それは「子供と大人」です。大人を乾と考えれば、パプリカが子供の姿を取ったことは必然といえるでしょう。
夢とは本来あやふやなで不確かなもの。だからこそ、秩序(現実)と対峙して簡単に消えてしまったのではないでしょうか。
男と女、大人と子供。正しい対比=秩序を示したパプリカの勝利は当然だったと思えるのです。
子供と大人の夢の違い
子供は夢を食べて大人になるとも言われます。
理事長が生み出したどろどろしたもの(夢)を呑み込むのは、そのメタファーとみることもできないでしょうか。
同時に、大人がいつまでも抱いている「叶わない夢」には力がないというメッセージも込められているのかもしれません。
自分の事しか考えない乾の夢には結局、現実を変えるほどの力はなかったということ。
これも、乾があっさりと呑み込まれてしまった理由だと推測できるのです。
もう一人の主役 粉川刑事
ここで「夢に溺れた存在」と対照的な存在、粉川刑事に注目してみます。
思い出した夢と向き合う現実
彼は映画監督になりたかった「夢」を思い出して認め、トラウマを克服しました。
そして事件解決後、ガラスに映った古い友人と、こうやり取りします。
嘘から出た実じゃないか 大事にしろよ
ああ 嘘も実もな引用:パプリカ/配給会社:ソニー・ピクチャーズ・クラシックス
この存在は、あくまで粉川の想像によるものです。
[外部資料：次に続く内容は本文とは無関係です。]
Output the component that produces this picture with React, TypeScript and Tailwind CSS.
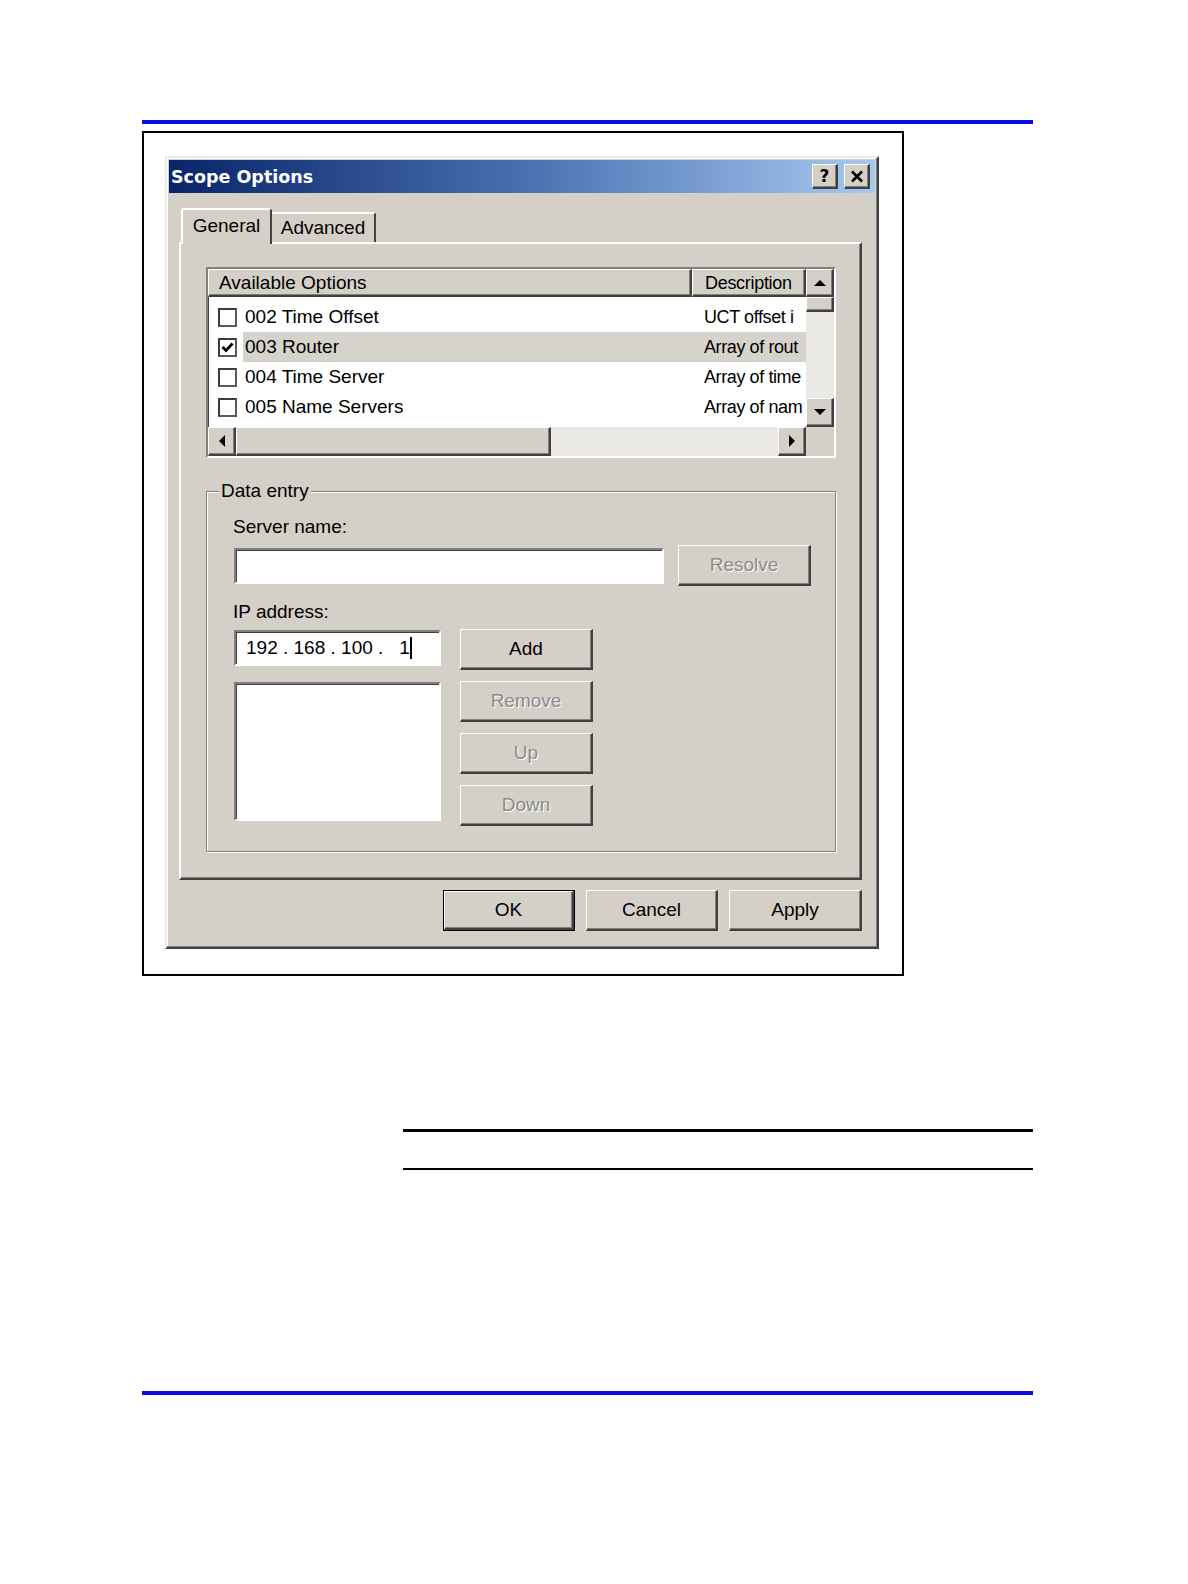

映画を投げ出した彼を、友人が実際にどう思っていたかはわかりません。
それでも粉川は自分自身で結論を出します。これが現実と向き合うということなのです。
粉川は物語に登場する「夢に溺れた人物たち」と、明確に対比されて描かれていることがわかります。
「大人」の出す結論
映画のラスト、敦子の結婚報告を受けて少しだけ苦い顔をする粉川。
ここには、化け物のようになっても敦子を諦めきれなかった小山内との対比もみることができるでしょう。
魅力的な女性が、別の男性と結ばれることもまた現実的な出来事。大人の反応です。
彼はそのあと素直にアドバイスに従って映画館へ。そして言います。
大人一枚。
引用:パプリカ/配給会社:ソニー・ピクチャーズ・クラシックス
どんな結論であれ、自分なりに決着させて次に向かうこと。これが「大人」としての行動なのです。
こうして、物語はさっぱりと幕を閉じるのです。
起きている間も見る「夢」
ここまで考察したように、「夢」とは叶わない願いや強い情念も指していました。
ではその他の意味はなかったのか、忘れてはならない敦子の夢から考察します。
敦子の見た「夢」
敦子の夢で、時田をエレベーターから助け出す記憶が変化する象徴的な場面がありました。
敦子が…夢を見ている
引用:パプリカ/配給会社:ソニー・ピクチャーズ・クラシックス
現実と夢が曖昧になった無秩序な世界。その中で見る夢で、ようやく彼女は自分の気持ちを素直に表現できたのです。
真面目な敦子にとって、現実でそんなことをするのは、相当難しかったことが推測できます。
しかし「夢=敦子の無意識」でもあるパプリカには、ずっとそれがわかっていたのでしょう。
敦子が私の分身だって 発想はないわけ?
引用:パプリカ/配給会社:ソニー・ピクチャーズ・クラシックス
自分の本当の気持ちに早く気づきなさい、と敦子をあえて挑発しています。